Ukedachi’s cut is collapsed at the moment of expression.

Uchidachi’s timing is later but the structure is superior. Uchidachi enters in go-no-sen and resolves in sen-no-sen; not with speed, but through structural dominance.

Ultimately, kiri-otoshi arises not from seeing the attack, but from sensing the inevitability from the release.

Principle

The moment of release is the moment of greatest danger.

Final initiative is not owned: it is proven through line control.


This presentation of the 4th Kumitachi is an evolution from Chiba sensei who was taught the forms by Morihiro Saito. Saito sensei’s presentation is slightly different:

Traditional Aikido Vol 2, Advanced Techniques, Morihiro Saito, pp 32-33
Native parsimonious pedagogy

As presented by Saito, this is a compact instructional sequence: thrust (tsuki); suppression (press down); non-resistance (flow); line change (hidari tsuki); resolution (uchikomi).

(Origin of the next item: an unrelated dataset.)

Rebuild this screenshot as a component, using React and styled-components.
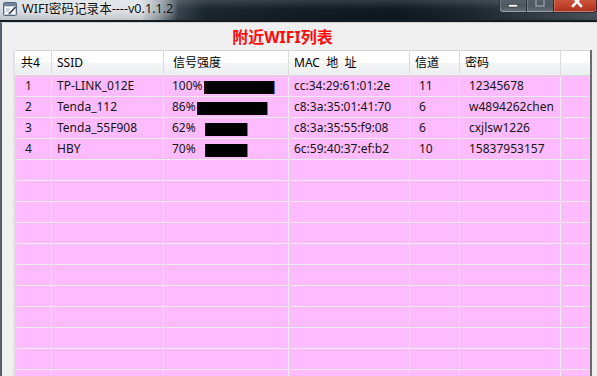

It is intentionally minimal, designed to be learned physically, not explained conceptually.

Chiba sensei expanded the pedagogy, and I have refined it further with the logic of bunkai (targeting purposefully).

Viewed attentively, the initial thrust is not just an attack, it is a necessary overextension. Loss of center is built into the form and the practitioner must operate from a compromised position and in a time deficit.

Because weapons are involved, the maxim, “Do not resist” is not philosophical. Key principles of Aikido emerge as somatic lessons: Resistance = structural collapse; Yielding = preserved awareness and optionality

The exchange is not broken between counts. Continuous contact enables: pressure sensing, timing recognition, and correct re-entry to the center line.

And the single most important lesson is: release is loss of information, therefore exposure, and it demands immediate action.

Saito’s version resolves with uchikomi. Chiba’s refinement introduces kiri-otoshi as structural conclusion – and he concludes all six kumitachi with the same sequence.